### Job
Copy down every line where the string "index" shows up.

### Source records
= = =
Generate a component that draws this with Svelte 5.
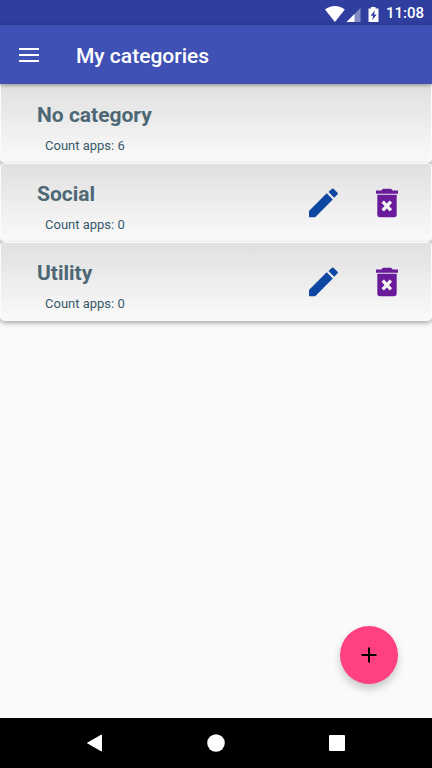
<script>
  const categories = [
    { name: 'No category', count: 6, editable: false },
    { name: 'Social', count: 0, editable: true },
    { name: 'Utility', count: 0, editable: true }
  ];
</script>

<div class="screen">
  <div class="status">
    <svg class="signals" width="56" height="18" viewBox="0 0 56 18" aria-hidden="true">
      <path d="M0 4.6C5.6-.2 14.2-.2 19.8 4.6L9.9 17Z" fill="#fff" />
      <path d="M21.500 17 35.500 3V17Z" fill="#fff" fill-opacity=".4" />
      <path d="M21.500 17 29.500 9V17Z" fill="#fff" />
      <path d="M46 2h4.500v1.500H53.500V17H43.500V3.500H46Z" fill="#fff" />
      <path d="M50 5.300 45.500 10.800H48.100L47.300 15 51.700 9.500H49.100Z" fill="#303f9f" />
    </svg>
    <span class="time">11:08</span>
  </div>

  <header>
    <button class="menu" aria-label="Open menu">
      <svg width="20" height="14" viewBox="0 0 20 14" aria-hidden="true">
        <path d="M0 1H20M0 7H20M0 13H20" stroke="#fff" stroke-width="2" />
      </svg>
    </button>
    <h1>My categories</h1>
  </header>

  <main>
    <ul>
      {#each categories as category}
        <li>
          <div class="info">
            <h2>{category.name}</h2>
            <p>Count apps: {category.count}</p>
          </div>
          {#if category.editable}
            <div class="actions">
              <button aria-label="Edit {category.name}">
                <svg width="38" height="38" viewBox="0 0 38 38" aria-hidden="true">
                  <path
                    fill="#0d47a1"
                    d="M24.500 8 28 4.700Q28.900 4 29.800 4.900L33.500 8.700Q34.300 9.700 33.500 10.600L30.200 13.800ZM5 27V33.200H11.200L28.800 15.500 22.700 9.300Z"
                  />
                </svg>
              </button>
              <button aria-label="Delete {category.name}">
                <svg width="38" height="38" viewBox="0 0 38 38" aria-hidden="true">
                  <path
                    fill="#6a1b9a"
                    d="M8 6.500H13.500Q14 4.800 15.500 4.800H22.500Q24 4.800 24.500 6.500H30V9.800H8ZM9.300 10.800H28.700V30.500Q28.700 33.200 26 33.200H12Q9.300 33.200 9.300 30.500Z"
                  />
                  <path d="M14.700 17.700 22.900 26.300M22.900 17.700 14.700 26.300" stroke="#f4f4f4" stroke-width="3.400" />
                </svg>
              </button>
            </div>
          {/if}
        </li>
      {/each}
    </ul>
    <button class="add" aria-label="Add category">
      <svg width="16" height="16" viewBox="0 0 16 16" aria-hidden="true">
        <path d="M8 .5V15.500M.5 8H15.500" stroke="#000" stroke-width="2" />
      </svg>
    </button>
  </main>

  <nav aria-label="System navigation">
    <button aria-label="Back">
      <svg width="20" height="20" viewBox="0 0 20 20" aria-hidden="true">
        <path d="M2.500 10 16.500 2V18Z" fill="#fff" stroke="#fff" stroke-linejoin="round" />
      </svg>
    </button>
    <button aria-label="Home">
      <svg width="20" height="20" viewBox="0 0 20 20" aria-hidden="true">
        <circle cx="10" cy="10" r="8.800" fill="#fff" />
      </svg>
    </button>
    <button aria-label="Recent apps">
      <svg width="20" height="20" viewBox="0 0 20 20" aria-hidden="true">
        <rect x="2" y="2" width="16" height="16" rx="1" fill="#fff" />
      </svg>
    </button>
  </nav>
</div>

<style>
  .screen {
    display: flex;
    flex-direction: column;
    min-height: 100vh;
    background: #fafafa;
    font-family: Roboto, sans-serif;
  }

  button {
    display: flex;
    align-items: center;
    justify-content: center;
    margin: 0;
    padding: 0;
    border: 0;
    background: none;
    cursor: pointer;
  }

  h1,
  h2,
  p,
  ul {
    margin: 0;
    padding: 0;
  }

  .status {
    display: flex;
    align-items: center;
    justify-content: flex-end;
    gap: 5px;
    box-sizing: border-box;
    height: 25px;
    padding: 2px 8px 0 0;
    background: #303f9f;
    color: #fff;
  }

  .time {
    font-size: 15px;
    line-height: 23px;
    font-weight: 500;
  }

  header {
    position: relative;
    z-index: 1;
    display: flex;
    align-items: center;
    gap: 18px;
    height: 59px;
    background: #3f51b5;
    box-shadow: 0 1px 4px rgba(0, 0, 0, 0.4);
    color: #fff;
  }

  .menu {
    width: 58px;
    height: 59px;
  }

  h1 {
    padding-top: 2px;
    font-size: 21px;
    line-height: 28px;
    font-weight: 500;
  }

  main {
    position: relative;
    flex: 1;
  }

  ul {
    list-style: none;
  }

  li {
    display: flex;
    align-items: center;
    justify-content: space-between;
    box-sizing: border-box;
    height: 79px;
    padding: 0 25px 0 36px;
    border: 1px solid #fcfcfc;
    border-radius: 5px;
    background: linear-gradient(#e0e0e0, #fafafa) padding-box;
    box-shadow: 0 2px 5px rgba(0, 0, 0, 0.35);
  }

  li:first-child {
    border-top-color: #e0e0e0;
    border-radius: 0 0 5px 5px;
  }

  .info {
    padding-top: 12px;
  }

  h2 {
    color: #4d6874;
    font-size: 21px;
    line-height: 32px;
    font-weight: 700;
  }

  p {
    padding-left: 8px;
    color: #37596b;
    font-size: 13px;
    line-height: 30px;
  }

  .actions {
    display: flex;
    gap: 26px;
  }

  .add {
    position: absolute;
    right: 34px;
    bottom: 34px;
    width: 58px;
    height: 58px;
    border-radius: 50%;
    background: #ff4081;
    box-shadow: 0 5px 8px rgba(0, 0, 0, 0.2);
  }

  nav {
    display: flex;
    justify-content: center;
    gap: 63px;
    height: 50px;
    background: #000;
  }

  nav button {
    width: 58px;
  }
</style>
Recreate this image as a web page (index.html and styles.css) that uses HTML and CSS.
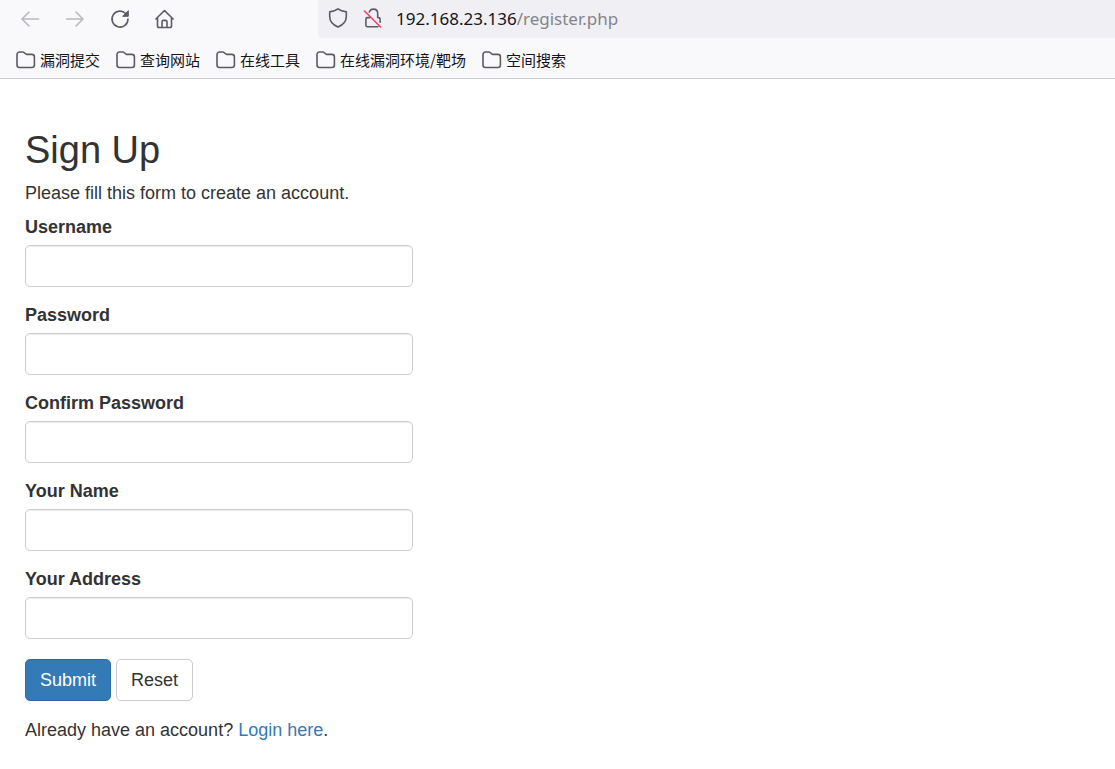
= = =
### Final result
    z-index: 1;
Recreate this image as a web page (index.html and styles.css) that uses HTML and CSS.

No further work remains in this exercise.